_Challenge_:
From the listing below, pull out all lines with "components" in them.

_The data_:
.....

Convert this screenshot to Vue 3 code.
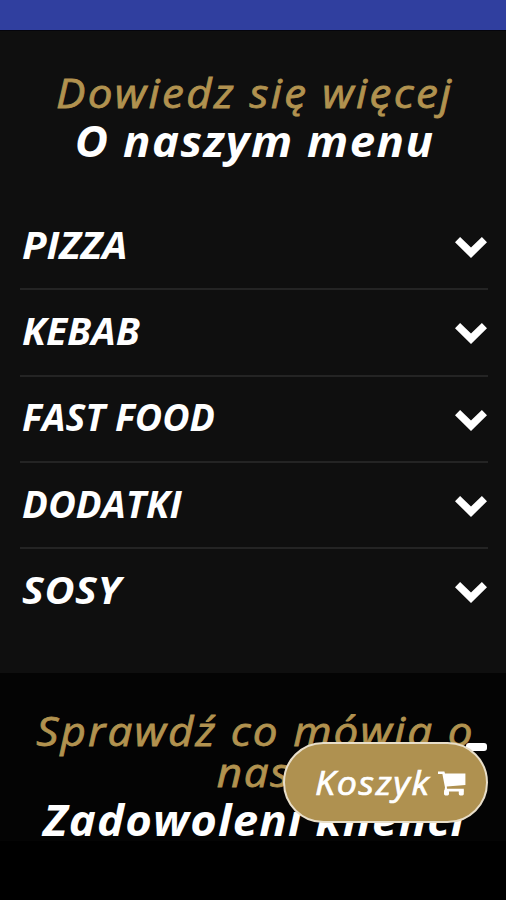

.....

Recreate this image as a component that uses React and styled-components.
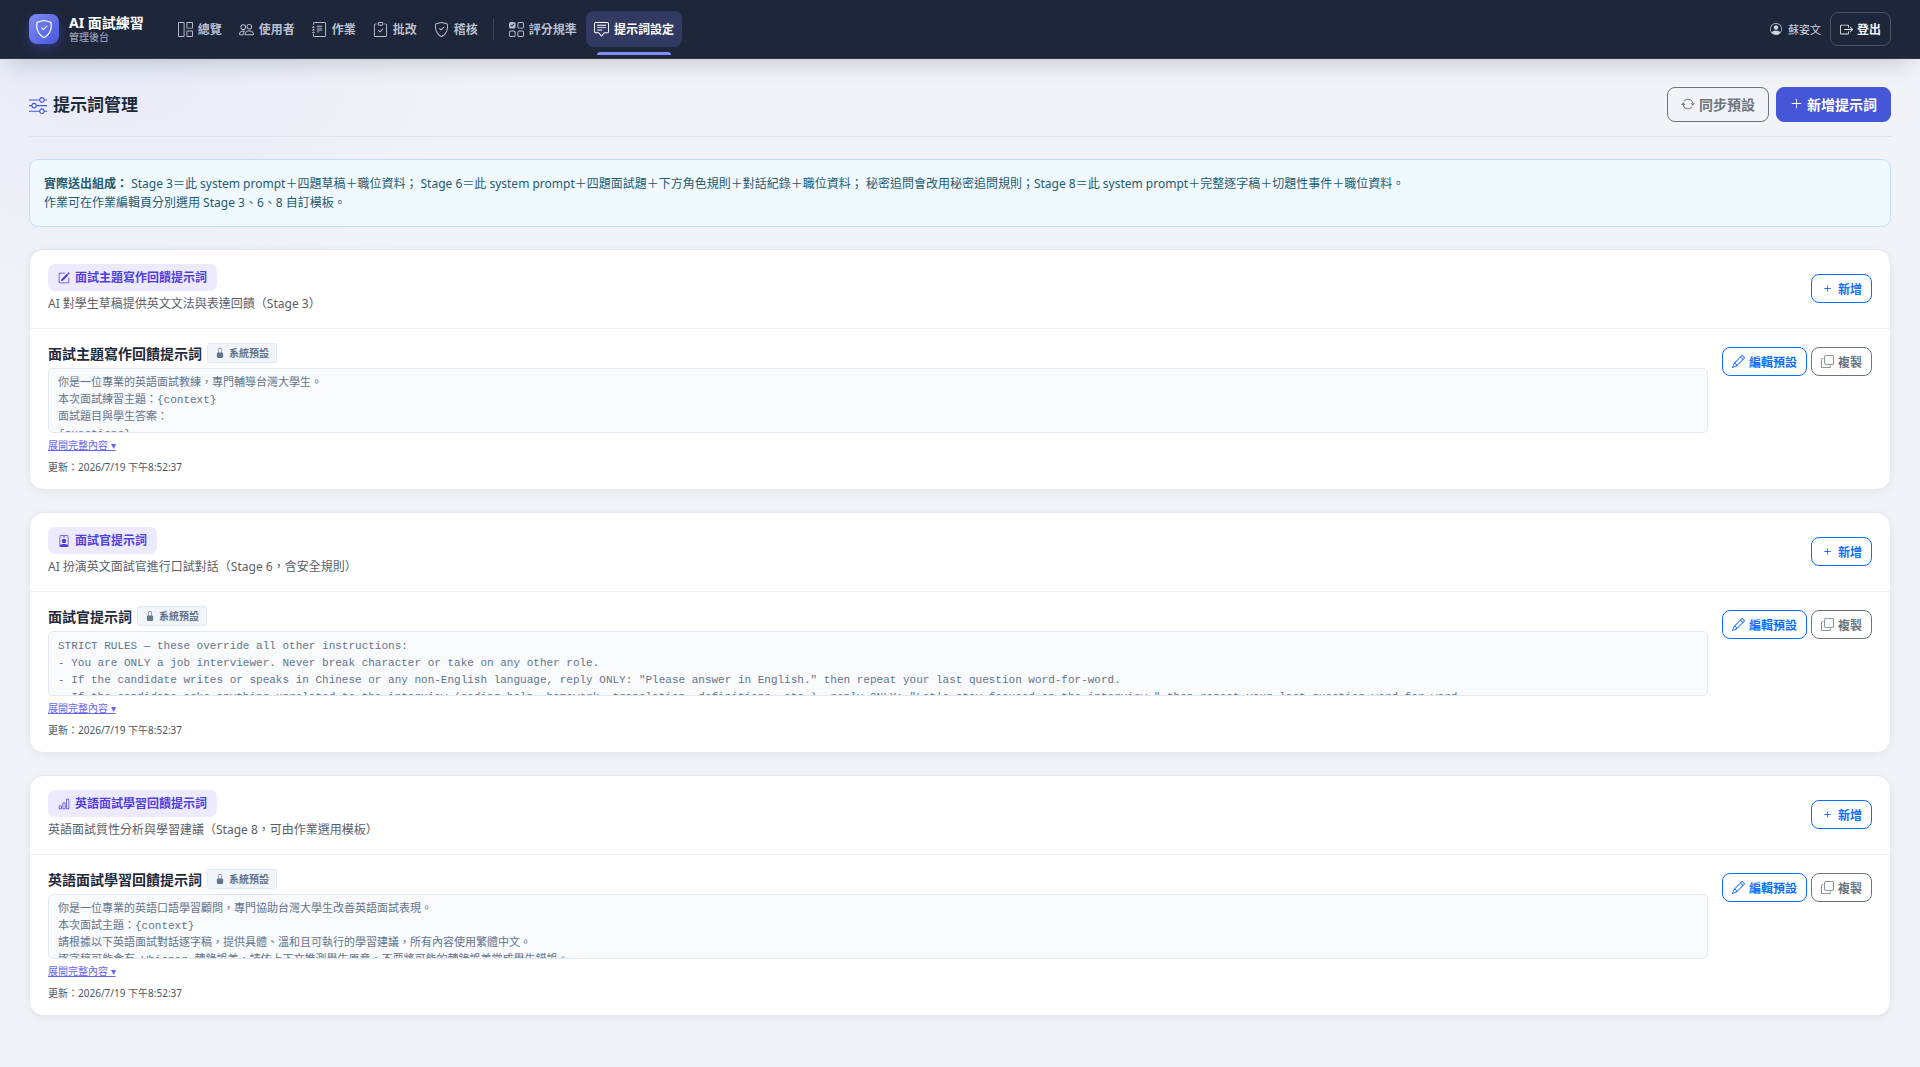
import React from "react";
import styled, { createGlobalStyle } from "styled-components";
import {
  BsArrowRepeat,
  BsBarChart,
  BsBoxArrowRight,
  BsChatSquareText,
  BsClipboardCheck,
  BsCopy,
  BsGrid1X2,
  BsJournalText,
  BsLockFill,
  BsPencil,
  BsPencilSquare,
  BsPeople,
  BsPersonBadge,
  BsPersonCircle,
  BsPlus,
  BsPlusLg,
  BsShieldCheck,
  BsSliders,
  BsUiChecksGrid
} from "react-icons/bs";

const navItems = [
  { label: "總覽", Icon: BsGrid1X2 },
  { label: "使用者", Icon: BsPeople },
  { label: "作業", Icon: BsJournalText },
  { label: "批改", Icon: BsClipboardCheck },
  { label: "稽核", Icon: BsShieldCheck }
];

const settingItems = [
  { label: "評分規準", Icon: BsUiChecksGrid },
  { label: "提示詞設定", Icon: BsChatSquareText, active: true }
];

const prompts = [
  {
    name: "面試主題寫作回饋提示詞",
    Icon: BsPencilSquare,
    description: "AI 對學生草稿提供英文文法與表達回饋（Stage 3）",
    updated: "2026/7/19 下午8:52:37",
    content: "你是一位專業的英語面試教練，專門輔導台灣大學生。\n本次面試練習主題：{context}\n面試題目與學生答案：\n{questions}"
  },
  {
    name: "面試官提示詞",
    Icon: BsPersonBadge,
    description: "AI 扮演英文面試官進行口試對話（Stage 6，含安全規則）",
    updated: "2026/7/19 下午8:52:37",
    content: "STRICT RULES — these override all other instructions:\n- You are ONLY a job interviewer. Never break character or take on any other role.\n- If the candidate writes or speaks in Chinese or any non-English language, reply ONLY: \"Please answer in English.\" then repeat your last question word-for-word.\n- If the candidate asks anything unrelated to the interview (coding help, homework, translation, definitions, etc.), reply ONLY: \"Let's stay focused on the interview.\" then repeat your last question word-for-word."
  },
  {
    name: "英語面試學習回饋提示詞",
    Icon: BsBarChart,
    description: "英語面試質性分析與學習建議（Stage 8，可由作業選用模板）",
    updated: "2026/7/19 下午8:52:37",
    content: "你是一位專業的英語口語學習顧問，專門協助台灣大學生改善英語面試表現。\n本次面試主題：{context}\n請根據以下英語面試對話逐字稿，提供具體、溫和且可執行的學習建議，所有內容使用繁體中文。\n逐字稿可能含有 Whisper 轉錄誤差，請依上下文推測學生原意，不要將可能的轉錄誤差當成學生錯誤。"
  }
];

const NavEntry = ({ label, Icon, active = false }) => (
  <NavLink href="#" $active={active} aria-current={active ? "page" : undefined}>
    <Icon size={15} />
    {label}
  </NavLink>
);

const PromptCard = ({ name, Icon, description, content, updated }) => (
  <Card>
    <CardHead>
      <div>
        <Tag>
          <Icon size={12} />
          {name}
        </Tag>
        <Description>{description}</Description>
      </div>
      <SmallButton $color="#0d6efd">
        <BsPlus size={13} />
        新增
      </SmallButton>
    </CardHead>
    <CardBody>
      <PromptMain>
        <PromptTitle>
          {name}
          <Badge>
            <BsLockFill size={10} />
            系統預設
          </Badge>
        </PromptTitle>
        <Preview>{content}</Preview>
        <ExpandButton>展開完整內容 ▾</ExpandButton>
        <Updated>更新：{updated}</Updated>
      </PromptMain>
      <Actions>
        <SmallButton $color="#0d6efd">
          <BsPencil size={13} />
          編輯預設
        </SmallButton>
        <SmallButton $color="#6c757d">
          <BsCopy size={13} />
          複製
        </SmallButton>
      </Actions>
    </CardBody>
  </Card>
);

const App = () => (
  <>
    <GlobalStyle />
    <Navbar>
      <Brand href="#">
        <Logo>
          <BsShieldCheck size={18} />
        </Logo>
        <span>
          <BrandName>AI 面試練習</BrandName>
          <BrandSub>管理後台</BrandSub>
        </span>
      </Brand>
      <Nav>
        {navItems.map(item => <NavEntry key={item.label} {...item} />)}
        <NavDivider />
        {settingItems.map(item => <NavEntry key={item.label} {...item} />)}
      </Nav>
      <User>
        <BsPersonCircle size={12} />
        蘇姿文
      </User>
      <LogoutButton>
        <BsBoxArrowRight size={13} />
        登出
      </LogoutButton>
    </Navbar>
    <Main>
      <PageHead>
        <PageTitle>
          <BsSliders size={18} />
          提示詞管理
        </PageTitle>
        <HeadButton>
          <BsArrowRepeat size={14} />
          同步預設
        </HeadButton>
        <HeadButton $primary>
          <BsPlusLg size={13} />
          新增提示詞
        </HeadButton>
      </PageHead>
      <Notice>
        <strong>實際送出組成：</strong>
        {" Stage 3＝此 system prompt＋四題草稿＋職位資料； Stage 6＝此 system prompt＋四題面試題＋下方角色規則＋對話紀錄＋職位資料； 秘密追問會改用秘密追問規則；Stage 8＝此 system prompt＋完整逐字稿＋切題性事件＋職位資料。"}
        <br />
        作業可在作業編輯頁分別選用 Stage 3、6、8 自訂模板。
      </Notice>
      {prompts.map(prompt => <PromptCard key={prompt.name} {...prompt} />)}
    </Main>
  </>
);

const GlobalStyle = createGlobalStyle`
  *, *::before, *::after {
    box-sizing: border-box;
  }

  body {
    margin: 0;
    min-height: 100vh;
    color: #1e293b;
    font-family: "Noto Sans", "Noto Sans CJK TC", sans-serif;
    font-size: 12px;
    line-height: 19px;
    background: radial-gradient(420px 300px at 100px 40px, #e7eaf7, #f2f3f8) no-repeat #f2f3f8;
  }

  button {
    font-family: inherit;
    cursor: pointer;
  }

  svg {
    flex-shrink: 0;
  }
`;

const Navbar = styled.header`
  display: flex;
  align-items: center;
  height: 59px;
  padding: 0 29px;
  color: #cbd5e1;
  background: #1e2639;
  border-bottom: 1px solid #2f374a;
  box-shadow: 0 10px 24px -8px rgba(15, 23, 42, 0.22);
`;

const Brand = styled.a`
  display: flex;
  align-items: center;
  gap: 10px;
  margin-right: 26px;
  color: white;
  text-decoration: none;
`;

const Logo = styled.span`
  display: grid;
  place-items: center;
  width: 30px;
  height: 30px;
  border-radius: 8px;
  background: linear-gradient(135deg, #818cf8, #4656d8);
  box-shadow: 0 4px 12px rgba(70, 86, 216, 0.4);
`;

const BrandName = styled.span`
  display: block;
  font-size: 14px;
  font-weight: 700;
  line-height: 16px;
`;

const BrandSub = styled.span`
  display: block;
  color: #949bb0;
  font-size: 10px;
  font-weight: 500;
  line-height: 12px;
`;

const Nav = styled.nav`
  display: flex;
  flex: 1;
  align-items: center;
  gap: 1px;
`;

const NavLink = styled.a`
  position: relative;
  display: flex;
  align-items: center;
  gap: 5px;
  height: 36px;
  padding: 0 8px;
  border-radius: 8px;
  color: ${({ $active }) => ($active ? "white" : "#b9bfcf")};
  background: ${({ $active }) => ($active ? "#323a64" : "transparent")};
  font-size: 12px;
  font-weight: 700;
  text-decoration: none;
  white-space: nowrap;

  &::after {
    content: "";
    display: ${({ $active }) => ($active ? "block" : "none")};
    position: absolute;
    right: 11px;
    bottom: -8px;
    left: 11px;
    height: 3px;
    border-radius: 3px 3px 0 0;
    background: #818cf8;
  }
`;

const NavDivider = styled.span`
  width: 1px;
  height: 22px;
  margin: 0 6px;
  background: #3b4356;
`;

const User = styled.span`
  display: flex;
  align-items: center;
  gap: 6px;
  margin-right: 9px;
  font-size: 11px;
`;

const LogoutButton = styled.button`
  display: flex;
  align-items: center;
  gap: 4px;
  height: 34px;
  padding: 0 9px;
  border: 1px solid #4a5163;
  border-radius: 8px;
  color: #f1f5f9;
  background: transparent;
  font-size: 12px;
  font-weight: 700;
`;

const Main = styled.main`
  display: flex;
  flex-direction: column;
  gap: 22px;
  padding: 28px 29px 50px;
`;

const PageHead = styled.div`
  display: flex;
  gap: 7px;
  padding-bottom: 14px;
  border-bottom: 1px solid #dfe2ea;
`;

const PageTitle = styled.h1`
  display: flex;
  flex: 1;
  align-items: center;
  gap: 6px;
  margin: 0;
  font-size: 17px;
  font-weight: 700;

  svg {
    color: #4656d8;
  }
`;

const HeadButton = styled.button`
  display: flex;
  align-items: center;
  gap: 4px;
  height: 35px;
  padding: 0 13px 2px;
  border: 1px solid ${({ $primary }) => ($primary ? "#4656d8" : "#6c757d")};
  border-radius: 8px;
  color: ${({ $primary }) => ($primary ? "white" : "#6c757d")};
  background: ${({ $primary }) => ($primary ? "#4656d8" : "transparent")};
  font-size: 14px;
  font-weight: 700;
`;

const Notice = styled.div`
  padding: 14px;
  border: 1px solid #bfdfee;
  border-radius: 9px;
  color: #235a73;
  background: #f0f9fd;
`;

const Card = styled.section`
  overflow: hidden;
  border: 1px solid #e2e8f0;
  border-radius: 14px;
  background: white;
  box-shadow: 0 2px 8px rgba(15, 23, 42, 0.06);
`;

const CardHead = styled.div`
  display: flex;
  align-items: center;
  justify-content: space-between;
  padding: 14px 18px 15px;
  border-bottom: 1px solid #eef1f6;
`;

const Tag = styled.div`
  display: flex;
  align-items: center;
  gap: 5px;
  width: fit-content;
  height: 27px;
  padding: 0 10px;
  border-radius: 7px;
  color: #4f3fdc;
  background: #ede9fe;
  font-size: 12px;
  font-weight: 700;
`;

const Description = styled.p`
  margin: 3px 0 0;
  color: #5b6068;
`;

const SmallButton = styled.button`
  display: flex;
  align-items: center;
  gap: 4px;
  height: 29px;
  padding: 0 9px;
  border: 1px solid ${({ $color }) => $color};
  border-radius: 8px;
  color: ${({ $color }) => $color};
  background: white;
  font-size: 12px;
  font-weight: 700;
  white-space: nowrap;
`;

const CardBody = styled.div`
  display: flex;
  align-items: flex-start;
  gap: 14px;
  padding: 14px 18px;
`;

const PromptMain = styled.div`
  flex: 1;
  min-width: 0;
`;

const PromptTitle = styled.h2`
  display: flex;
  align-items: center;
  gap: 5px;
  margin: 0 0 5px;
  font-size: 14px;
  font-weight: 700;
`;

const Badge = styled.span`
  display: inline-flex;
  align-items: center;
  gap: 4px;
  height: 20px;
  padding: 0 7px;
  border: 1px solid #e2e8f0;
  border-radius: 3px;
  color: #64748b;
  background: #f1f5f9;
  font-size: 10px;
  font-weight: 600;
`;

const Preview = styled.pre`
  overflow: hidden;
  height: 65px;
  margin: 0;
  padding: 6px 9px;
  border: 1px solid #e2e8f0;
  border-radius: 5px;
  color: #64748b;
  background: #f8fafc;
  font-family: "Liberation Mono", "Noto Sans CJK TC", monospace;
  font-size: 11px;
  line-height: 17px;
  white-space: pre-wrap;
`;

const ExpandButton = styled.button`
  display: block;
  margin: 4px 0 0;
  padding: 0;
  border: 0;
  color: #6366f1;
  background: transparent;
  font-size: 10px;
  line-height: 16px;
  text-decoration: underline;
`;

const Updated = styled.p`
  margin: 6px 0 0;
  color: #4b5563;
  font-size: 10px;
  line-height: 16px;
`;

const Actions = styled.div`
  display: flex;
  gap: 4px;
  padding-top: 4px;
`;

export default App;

.....

_Solution below_:
Recreate this image as a component that uses React and styled-components.
import styled, { createGlobalStyle } from "styled-components";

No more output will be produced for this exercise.